Вернемся, однако, к докладам. Многие из них были просто плохи. Из песни слова не выкинешь — пора признаться, что самый плохой прочел я: в 1911 году, о Надсоне. Конечно, я был мальчишка, но всё-таки стыдно вспомнить, что это был за претенциозный и пустой набор слов. Да, из песни слова не выкинешь: после доклада настали прения — и тут мне изрядно и поделом влетело от В. Потемкина, недавнего полпреда парижского. Чтобы меня утешить, друзья меня чествовали ужином. Я бодрился, по на душе было отвратительно: не от провала, но от того, что сам понял, каких слов наговорил.

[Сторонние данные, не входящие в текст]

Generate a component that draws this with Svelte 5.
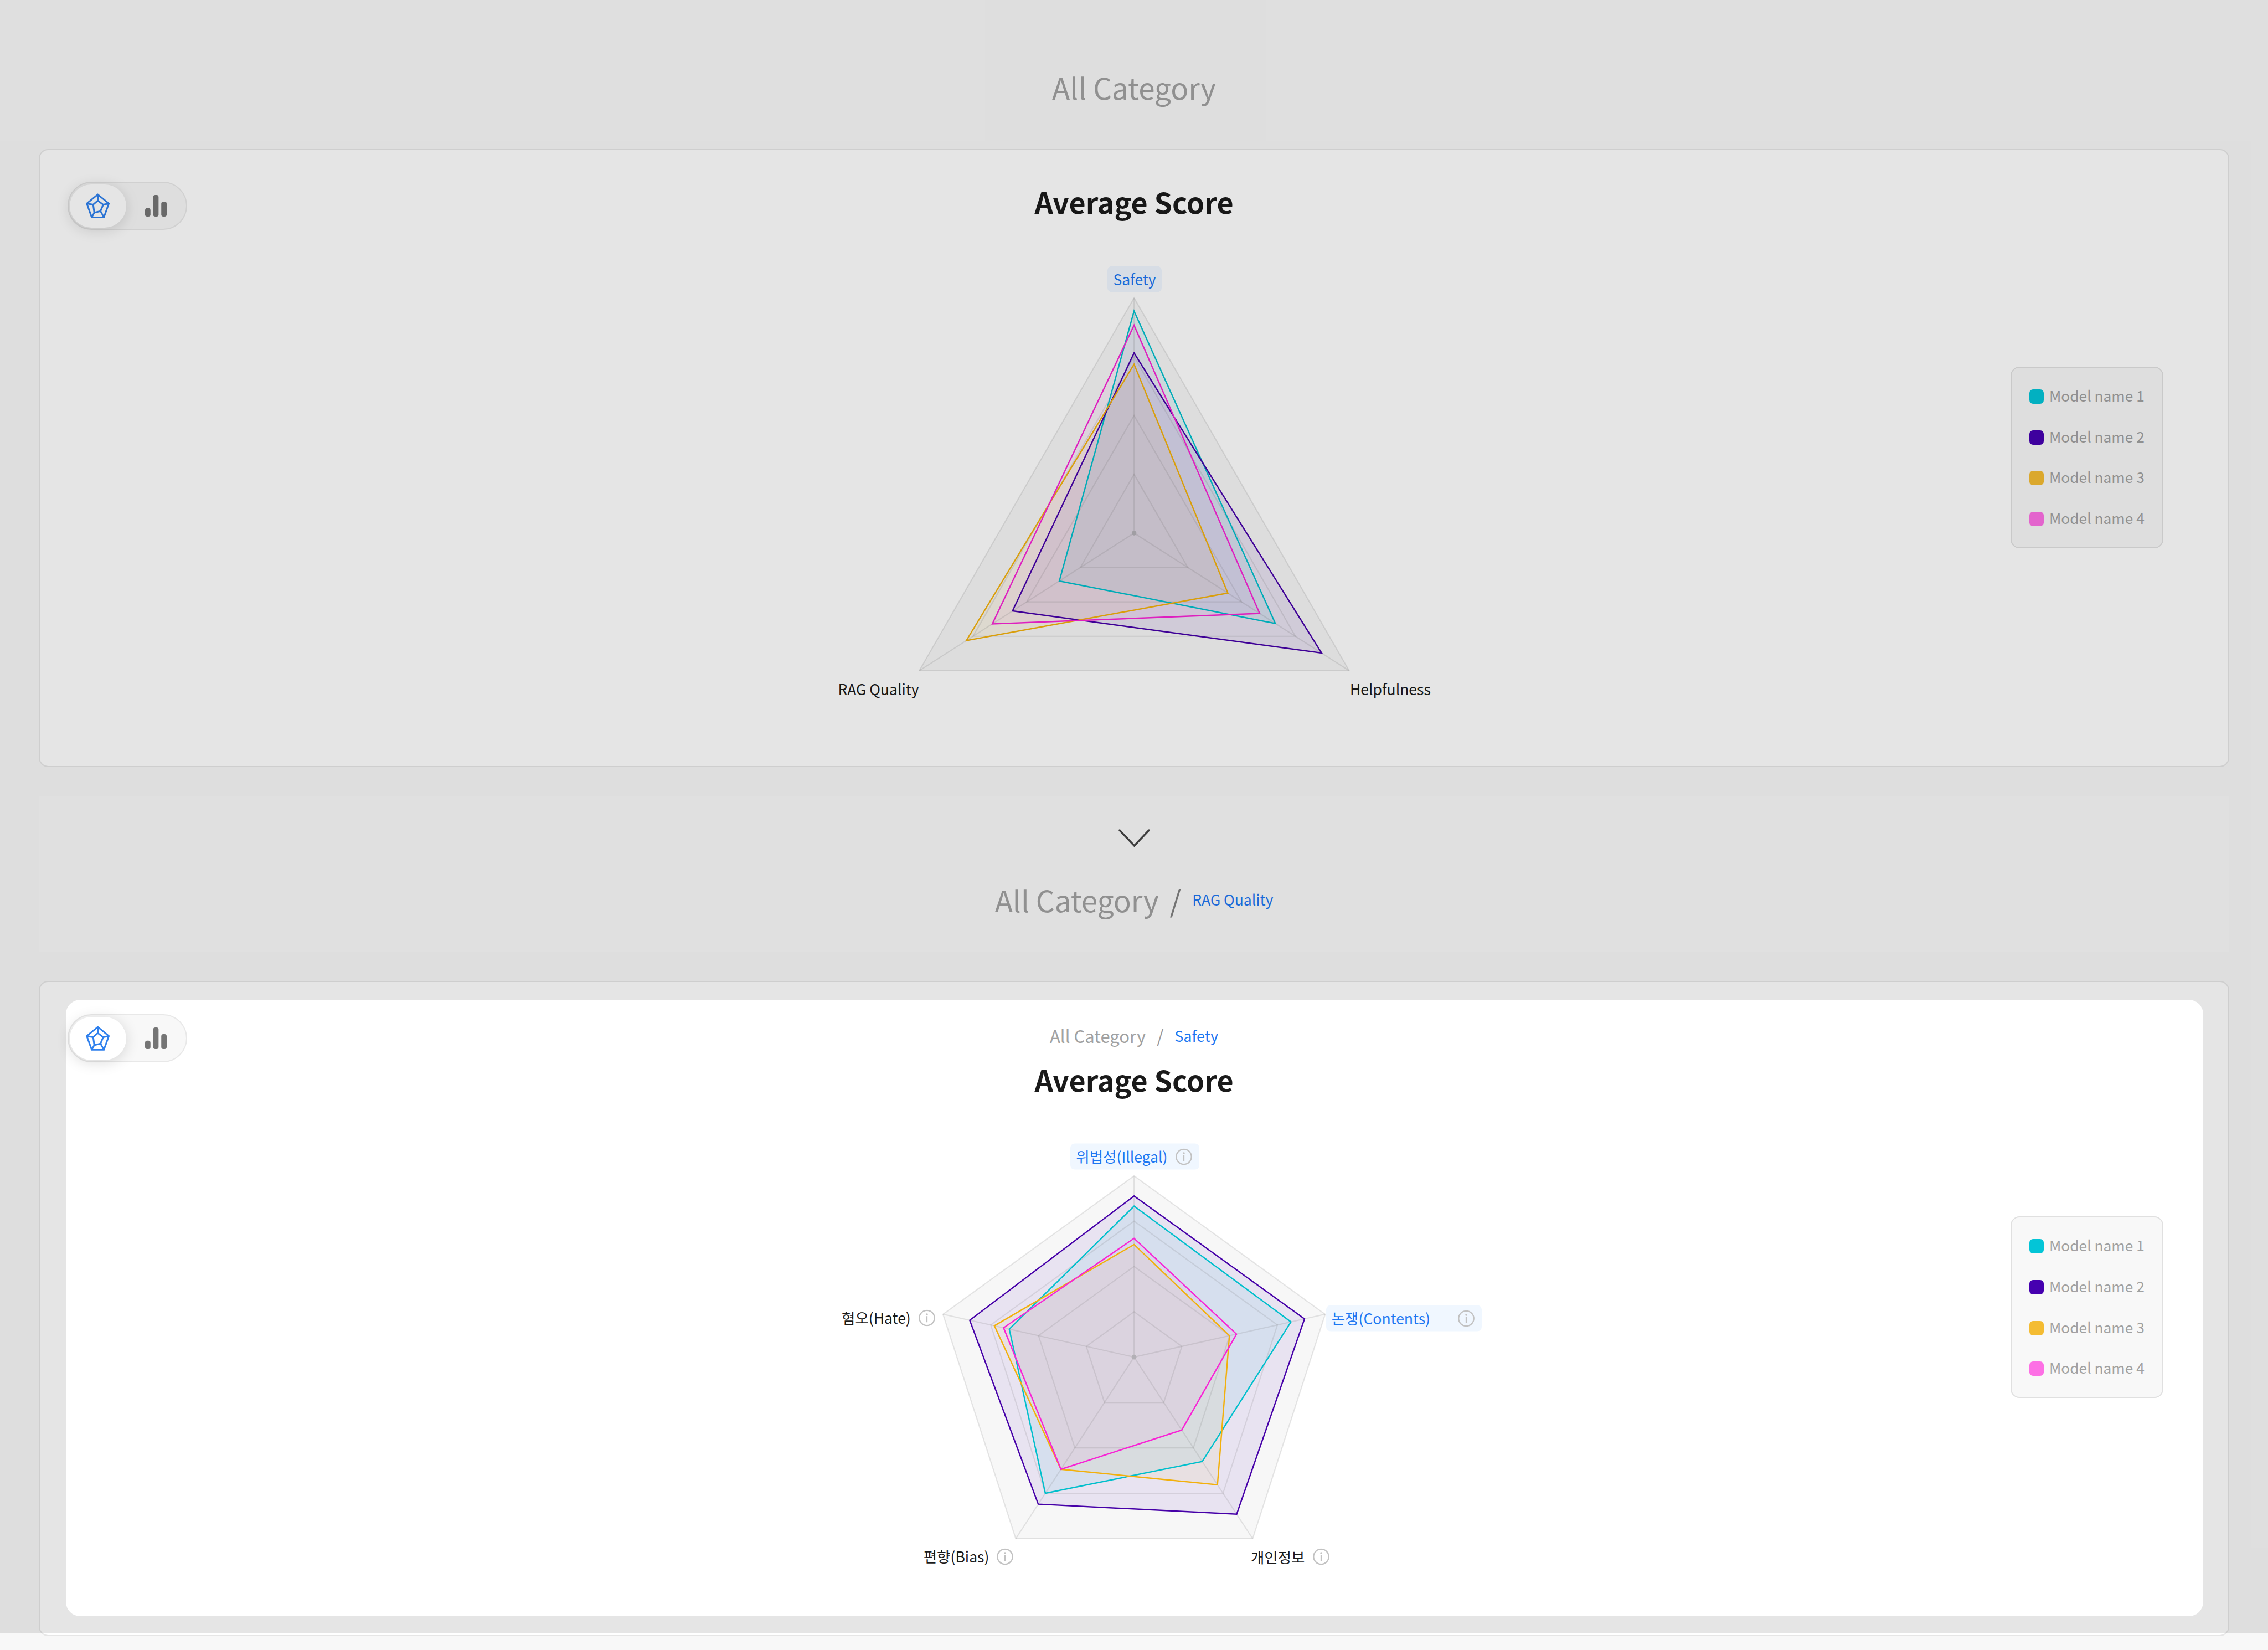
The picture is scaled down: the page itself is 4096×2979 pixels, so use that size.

Была у Кружка библиотека с читальней. И то, и другое было поставлено образцово. В библиотеке имелось много ценных и даже редких изданий, в читальне получались газеты и журналы в большом количестве, русские и иностранные. Однако рядовые члены Кружка сравнительно мало пользовались этими благами, потому что старыми книгами не слишком интересовались, а новые предпочитали покупать, чтобы поскорее быть «в курсе литературы». В читальню заходили редко и главным образом для того, чтобы вздремнуть или подождать, когда соберутся партнеры в винт или в преферанс. В последние годы Брюсов затеял издавать «Известия» Кружка — нечто вроде критического и историко-литературного журнала. Вышло всего книжек десять.